Illinois Senator and presidential candidate Barak Obama made it a point to speak to New Hampshire reporters shortly after delivering a speech on the floor fo the Senate on Wednesday. He spoke in support of his bill to start the pull-back of U.S. troops from Iraq on May 1 of this year, with a March 1, 2008 deadline for completion of the task.
Obama's bill does not, however, bring all the troops home. It retains an as yet undetermined number of military units in the region to continue fighting in the ongoing conflict in Afghanistan and to engage Al Qaeda. The number of American forces that will involve will be determined after conversations with military commanders in the area, Obama said.
The Illinois Senator also had no answer to what would happen in Iraq after the U.S. pull-back is complete. "I don't think anyone has an answer to that," he told reporters.

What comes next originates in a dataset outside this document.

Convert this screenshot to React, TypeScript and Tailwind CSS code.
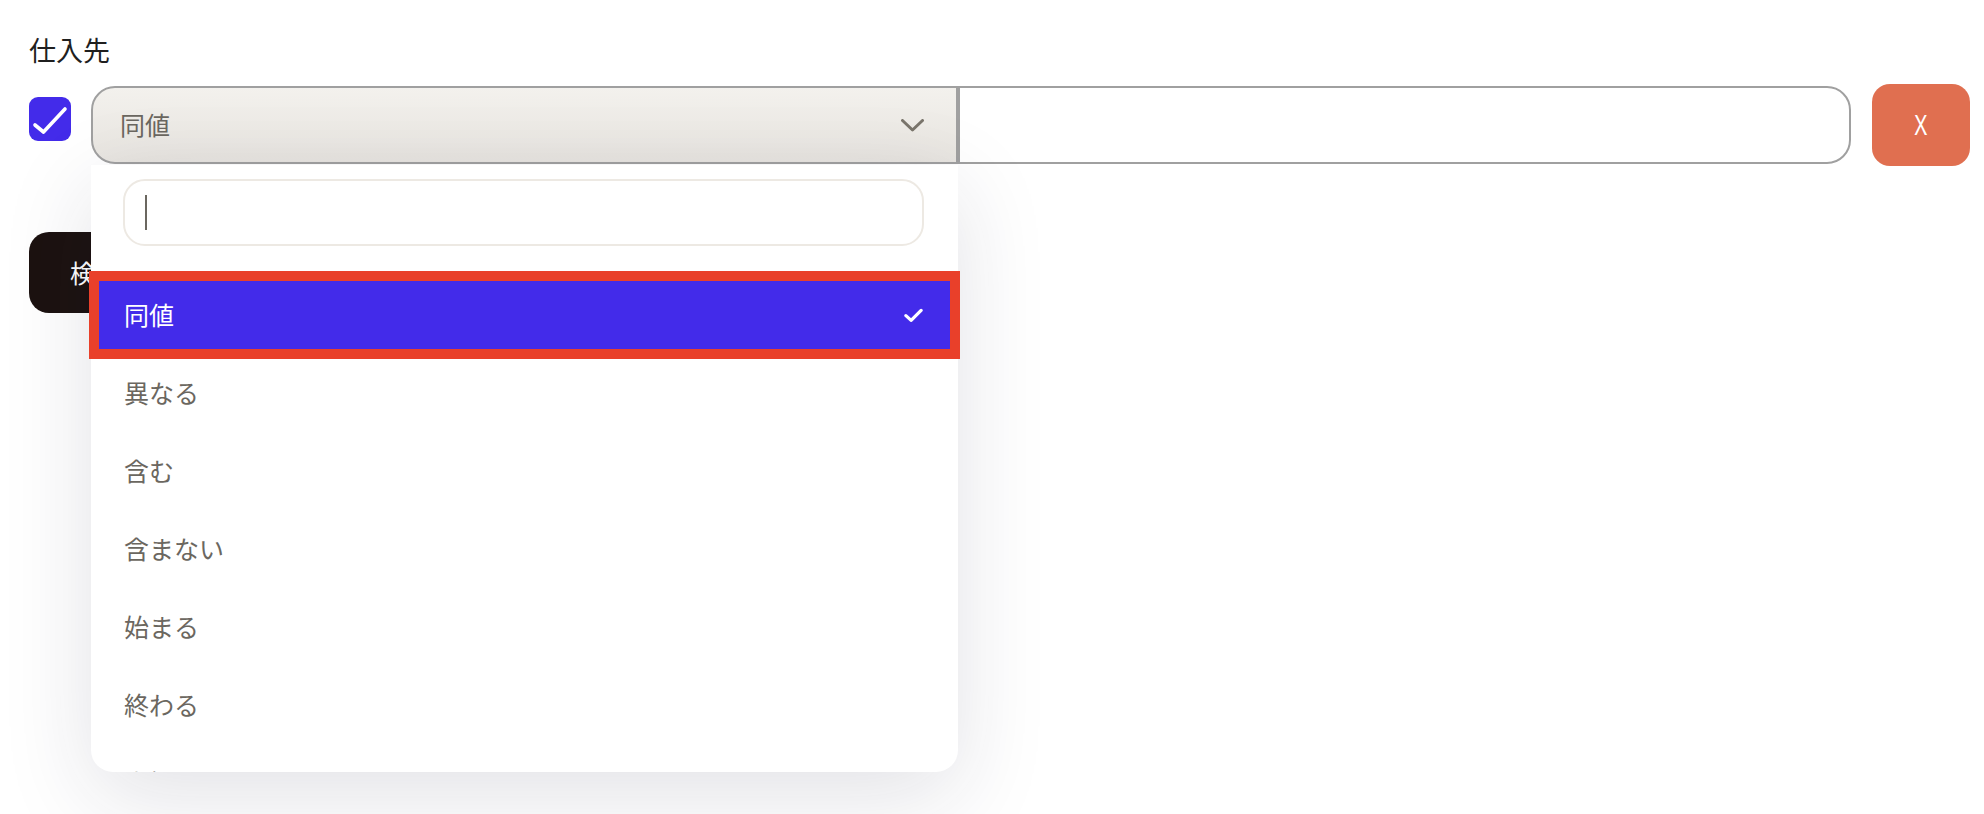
import { useState } from "react"

const OPTIONS = ["同値", "異なる", "含む", "含まない", "始まる", "終わる", "空欄"]

function ChevronIcon() {
  return (
    <svg width="23" height="13" viewBox="0 0 23 13" fill="none">
      <polyline points="1.5,1.5 11.5,11 21.5,1.5" stroke="#7a756c" strokeWidth="3" strokeLinecap="round" strokeLinejoin="round" />
    </svg>
  )
}

function CheckIcon({ size = 19 }: { size?: number }) {
  return (
    <svg width={size} height={size * 0.75} viewBox="0 0 20 15" fill="none">
      <polyline points="2,8 7.5,13 18,2.5" stroke="#fff" strokeWidth="3.4" strokeLinecap="round" strokeLinejoin="round" />
    </svg>
  )
}

export default function App() {
  const [selected] = useState("同値")
  const [checked] = useState(true)

  return (
    <div
      className="min-h-[814px] bg-white pl-[29px] pr-[14px] pt-[30px]"
      style={{ fontFamily: '"Noto Sans CJK JP", "Noto Sans", sans-serif' }}
    >
      <div className="text-[27px] leading-[40px] text-[#1f1f1f]">仕入先</div>

      <div className="mt-[14px] flex items-start">
        {/* checkbox */}
        <div className="mt-[13px] h-[44px] w-[42px] shrink-0 rounded-[9px] bg-[#432bea]">
          {checked && (
            <svg width="42" height="44" viewBox="0 0 42 44" fill="none">
              <polyline points="6,28 14.5,35 36,12" stroke="#fff" strokeWidth="3.6" strokeLinecap="round" strokeLinejoin="round" />
            </svg>
          )}
        </div>

        <div className="ml-[20px] flex h-[82px] flex-1 items-center">
          {/* select + dropdown */}
          <div className="relative w-[867px] shrink-0">
            <button className="flex h-[78px] w-full items-center justify-between rounded-l-[24px] border-2 border-[#a0a0a0] bg-gradient-to-b from-[#f3f1ed] to-[#e8e5e0] pl-[27px] pr-[32px] text-[25px] text-[#6b6760]">
              <span>{selected}</span>
              <ChevronIcon />
            </button>

            <div className="absolute left-0 top-full z-10 mt-[1px] h-[607px] w-[867px] rounded-b-[22px] bg-white shadow-[0_24px_90px_rgba(30,30,60,0.13)]">
              <div className="pl-[32px] pr-[34px] pt-[14px]">
                <div className="flex h-[67px] items-center rounded-[22px] border-2 border-[#ede9e3] pl-[20px]">
                  <div className="h-[35px] w-[2px] bg-[#6b6760]" />
                </div>
              </div>

              <div className="-mx-[10px] mt-[25px] h-[501px] overflow-hidden px-[10px] pt-[10px]">
                <div className="mx-[8px] flex flex-col gap-[10px]">
                  {OPTIONS.map((opt) =>
                    opt === selected ? (
                      <div
                        key={opt}
                        className="flex h-[68px] shrink-0 items-center justify-between bg-[#432bea] pl-[25px] pr-[27px] text-[25px] text-white shadow-[0_0_0_10px_#e9402a]"
                      >
                        <span>{opt}</span>
                        <CheckIcon />
                      </div>
                    ) : (
                      <div key={opt} className="flex h-[68px] shrink-0 items-center pl-[25px] text-[25px] text-[#6b6760]">
                        {opt}
                      </div>
                    )
                  )}
                </div>
              </div>
            </div>
          </div>

          <input
            className="h-[78px] flex-1 rounded-r-[24px] border-2 border-[#a0a0a0] bg-white px-4 text-[25px] outline-none"
            defaultValue=""
          />

          <button className="ml-[21px] flex h-[82px] w-[98px] shrink-0 items-center justify-center rounded-[18px] bg-[#e06f50] text-[27px] text-white" style={{ fontFamily: '"Noto Sans", sans-serif' }}>
            <span className="inline-block scale-x-[0.8]">X</span>
          </button>
        </div>
      </div>

      <button className="mt-[66px] flex h-[81px] items-center rounded-[20px] bg-[#1c1210] px-[41px] text-[25px] text-white">
        検索
      </button>
    </div>
  )
}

What Obama hoped was that U.S. diplomats would work within Iraq and with the "international community" to find solutions to the problems that country is now facing.
Obama refrained from attacking the his two major opponents for the Democratic nomination - New York Sen. Hillary Clinton and North Carolina Sen. John Edwards - at least directly. He did note, however, that his speech in 2002 against involvement in a war in Iraq, delivered while he was still a Illinois state lawmaker, was made on the basis of information that was available to everyone at that time. Edwards and Clinton, both of whom were in the Senate and voted for the war.